### Set task
Pull each line containing "components" out of the data and copy it.

### Available data
####################
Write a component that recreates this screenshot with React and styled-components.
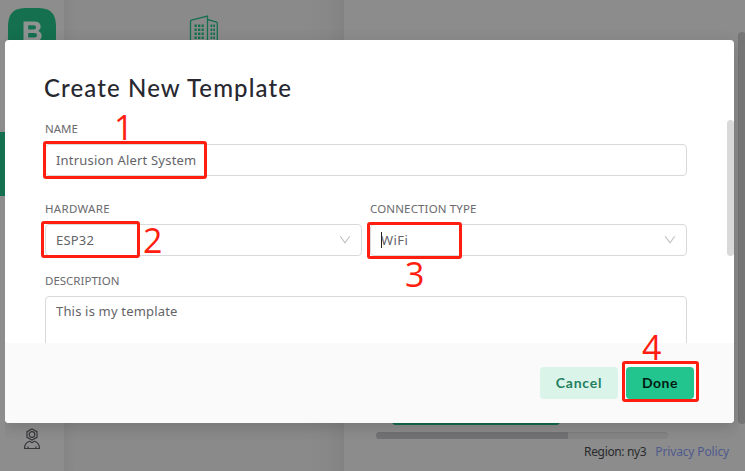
import React from "react";
import styled, { createGlobalStyle } from "styled-components";

const GlobalStyle = createGlobalStyle`
  * { box-sizing: border-box; }
  body {
    margin: 0;
    overflow: hidden;
    font-family: "Noto Sans", "Open Sans", sans-serif;
    background: #8c8c8c;
  }
`;

const Screen = styled.div`
  position: relative;
  width: 745px;
  height: 471px;
  overflow: hidden;
`;

const Page = styled.div`
  display: flex;
  height: 100%;
  background: #8c8c8c;
`;

const Rail = styled.nav`
  display: flex;
  flex-direction: column;
  align-items: center;
  width: 64px;
  padding-top: 8px;
  background: #8d8d8d;
`;

const Logo = styled.svg`
  display: block;
  width: 48px;
  height: 48px;
`;

const ActiveItem = styled.div`
  width: 64px;
  height: 64px;
  margin-top: 76px;
  background: #14704f;
`;

const ProfileIcon = styled.svg`
  width: 18px;
  height: 22px;
  margin-top: 232px;
`;

const Side = styled.aside`
  width: 280px;
  display: flex;
  justify-content: center;
  align-items: flex-start;
  padding-top: 15px;
  background: linear-gradient(90deg, #858585, #8a8a8a 4%, #8a8a8a 85%, #888888 94%, #828282);
`;

const Main = styled.main`
  flex: 1;
  display: flex;
  flex-direction: column;
  justify-content: flex-end;
`;

const PrimaryStrip = styled.div`
  width: 168px;
  height: 32px;
  margin-left: 48px;
  border-radius: 4px;
  background: #126b4b;
`;

const Track = styled.div`
  width: 292px;
  height: 7px;
  margin: 7px 0 0 32px;
  border-radius: 4px;
  background: #858585;
  border-top: 1px solid #7e7e7e;
`;

const Thumb = styled.div`
  width: 192px;
  height: 7px;
  margin-top: -1px;
  border-radius: 4px 0 0 4px;
  background: #727274;
`;

const Footer = styled.footer`
  display: flex;
  justify-content: flex-end;
  gap: 9px;
  height: 32px;
  padding: 4px 16px 0 0;
  font-size: 12px;
  line-height: 18px;
  color: #292a2d;
`;

const FooterText = styled.span`
  letter-spacing: ${(p) => p.$spacing || 0}px;
`;

const Policy = styled(FooterText)`
  color: #4f5b8c;
`;

const PageScroll = styled.div`
  position: absolute;
  left: 738px;
  top: 32px;
  width: 8px;
  height: 392px;
  border-radius: 4px;
  background: #757575;
`;

const ModalWrap = styled.div`
  position: absolute;
  top: 0;
  left: 5px;
  width: 734px;
  height: 439px;
  padding: 40px 5px 16px 0;
  overflow: hidden;
`;

const Modal = styled.section`
  position: relative;
  display: flex;
  flex-direction: column;
  height: 383px;
  overflow: hidden;
  border-radius: 4px;
  background: #fff;
`;

const ModalShadow = styled.div`
  border-radius: 4px;
  box-shadow: 0 4px 16px rgba(0, 0, 0, 0.16);
`;

const Form = styled.div`
  height: 303px;
  padding: 32px 47px 0 40px;
  overflow: hidden;
`;

const Title = styled.h1`
  margin: 0 0 0 -1px;
  height: 32px;
  font: 500 24px/32px Lato, sans-serif;
  letter-spacing: 1.12px;
  color: #282830;
  white-space: nowrap;
`;

const Columns = styled.div`
  display: grid;
  grid-template-columns: 317px 317px;
  gap: 8px;
`;

const Field = styled.div`
  display: flex;
  flex-direction: column;
  padding-top: ${(p) => p.$top}px;
`;

const Label = styled.label`
  height: 16px;
  margin-bottom: 7px;
  font-size: 11.5px;
  line-height: 16px;
  letter-spacing: ${(p) => p.$spacing || 0}px;
  color: #6a6a6e;
  white-space: nowrap;
`;

const Control = styled.div`
  display: flex;
  justify-content: space-between;
  align-items: flex-start;
  height: ${(p) => p.$height || 32}px;
  padding: ${(p) => p.$pad || 4}px 10px ${(p) => p.$pad || 4}px 11px;
  border: 1px solid #d9d9d9;
  border-radius: 4px;
  font-size: 13px;
  line-height: 22px;
  color: #646468;
`;

const Value = styled.span`
  margin-left: -1px;
  letter-spacing: ${(p) => p.$spacing || 0}px;
`;

const Caret = styled.i`
  position: absolute;
  width: 1px;
  height: 16px;
  margin-top: 3px;
  background: #222;
`;

const Chevron = styled.svg`
  width: 12px;
  height: 10px;
  margin-top: 6px;
`;

const Actions = styled.div`
  display: flex;
  justify-content: flex-end;
  gap: 8px;
  height: 80px;
  padding: 24px 40px;
  background: #fafafa;
`;

const Button = styled.button`
  width: ${(p) => (p.$primary ? 68 : 78)}px;
  height: 32px;
  padding: 0;
  border: 0;
  border-radius: 4px;
  background: ${(p) => (p.$primary ? "#23c58e" : "#daf4ea")};
  color: ${(p) => (p.$primary ? "#041a12" : "#247f60")};
  font: 700 14px/32px Lato, sans-serif;
  letter-spacing: ${(p) => (p.$primary ? 0.5 : 0.75)}px;
`;

const FormScroll = styled.div`
  position: absolute;
  right: 0;
  top: 80px;
  width: 7px;
  height: 136px;
  border-radius: 4px;
  background: #d9d9d9;
`;

const Mark = styled.div`
  position: absolute;
  left: ${(p) => p.$x}px;
  top: ${(p) => p.$y}px;
  width: ${(p) => p.$w}px;
  height: ${(p) => p.$h}px;
  border: 3px solid #ff1e10;
  border-radius: 3px;
`;

const Step = styled.span`
  position: absolute;
  left: ${(p) => p.$x}px;
  top: ${(p) => p.$y}px;
  font: 400 34px/34px "Open Sans", sans-serif;
  color: #ff1e10;
`;

const Arrow = () => (
  <Chevron viewBox="0 0 12 10" fill="none" stroke="#bfbfbf" strokeWidth="1.1">
    <path d="M1.2 1.2 6 7.8 10.8 1.2" />
  </Chevron>
);

function Building() {
  return (
    <svg width="30" height="34" viewBox="0 0 30 34" fill="none" stroke="#14704f" strokeWidth="1.3">
      <path d="M1.5 33V6.5Q1.5 5.4 2.4 5.1L18.5 1V33M18.5 4.5 27.5 7Q28.3 7.3 28.3 8.2V33" />
      <path d="M5.5 10.8H15M5.5 14.8H15M5.5 18.8H15M5.5 22.8H15M5.5 26.8H15" strokeWidth="2.5" strokeDasharray="2.3 1.2" />
      <path d="M21.5 10.8H26M21.5 14.8H26M21.5 18.8H26M21.5 22.8H26M21.5 26.8H26" strokeWidth="2.5" strokeDasharray="1.8 1" />
    </svg>
  );
}

export default function App() {
  return (
    <Screen>
      <GlobalStyle />
      <Page>
        <Rail>
          <Logo viewBox="0 0 48 48">
            <path d="M0 20C0 5 5 0 20 0H28C43 0 48 5 48 20V28C48 43 43 48 28 48H20C5 48 0 43 0 28Z" fill="#14704f" />
            <path
              fillRule="evenodd"
              fill="#8f9391"
              d="M15.5 13.5H26Q32.7 13.5 32.7 18.8 32.7 21.8 30.2 23.1 33.7 24.4 33.7 28 33.7 33.2 26.5 33.2H15.5ZM20.2 17.2V21.5H25.3Q28 21.5 28 19.3 28 17.2 25.3 17.2ZM20.2 25.1V29.5H26Q29 29.5 29 27.3 29 25.1 26 25.1Z"
            />
          </Logo>
          <ActiveItem />
          <ProfileIcon viewBox="0 0 18 22" fill="none" stroke="#37373b" strokeWidth="1.2">
            <path d="M9 1 14 3.6V9.4L9 12 4 9.4V3.6ZM1.5 20.5C1.5 16.5 3 14.6 6.3 13.3L9 14.6 11.7 13.3C15 14.6 16.5 16.5 16.5 20.5ZM5 18.5V20.5M13 18.5V20.5" />
            <circle cx="9" cy="6.5" r="2.8" />
          </ProfileIcon>
        </Rail>
        <Side>
          <Building />
        </Side>
        <Main>
          <PrimaryStrip />
          <Track>
            <Thumb />
          </Track>
          <Footer>
            <FooterText $spacing={-0.35}>Region: ny3</FooterText>
            <Policy $spacing={-0.15}>Privacy Policy</Policy>
          </Footer>
        </Main>
      </Page>
      <PageScroll />
      <ModalWrap>
        <ModalShadow>
          <Modal>
            <Form>
              <Title>Create New Template</Title>
              <Field $top={17}>
                <Label>NAME</Label>
                <Control>
                  <Value $spacing={0.2}>Intrusion Alert System</Value>
                </Control>
              </Field>
              <Columns>
                <Field $top={25}>
                  <Label $spacing={0.3}>HARDWARE</Label>
                  <Control>
                    <Value $spacing={0.2}>ESP32</Value>
                    <Arrow />
                  </Control>
                </Field>
                <Field $top={25}>
                  <Label $spacing={0.15}>CONNECTION TYPE</Label>
                  <Control>
                    <Value $spacing={0.4}>
                      <Caret />
                      WiFi
                    </Value>
                    <Arrow />
                  </Control>
                </Field>
              </Columns>
              <Field $top={17}>
                <Label>DESCRIPTION</Label>
                <Control $height={80} $pad={3}>
                  <Value $spacing={0.18}>This is my template</Value>
                </Control>
              </Field>
            </Form>
            <Actions>
              <Button>Cancel</Button>
              <Button $primary>Done</Button>
            </Actions>
            <FormScroll />
          </Modal>
        </ModalShadow>
      </ModalWrap>
      <Mark $x={43} $y={141} $w={164} $h={38} />
      <Mark $x={41} $y={221} $w={99} $h={37} />
      <Mark $x={367} $y={222} $w={95} $h={37} />
      <Mark $x={622} $y={361} $w={77} $h={41} />
      <Step $x={114} $y={110}>1</Step>
      <Step $x={143} $y={223}>2</Step>
      <Step $x={405} $y={257}>3</Step>
      <Step $x={642} $y={330}>4</Step>
    </Screen>
  );
}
####################
### Completed task
Write a component that recreates this screenshot with React and styled-components.
import styled, { createGlobalStyle } from "styled-components";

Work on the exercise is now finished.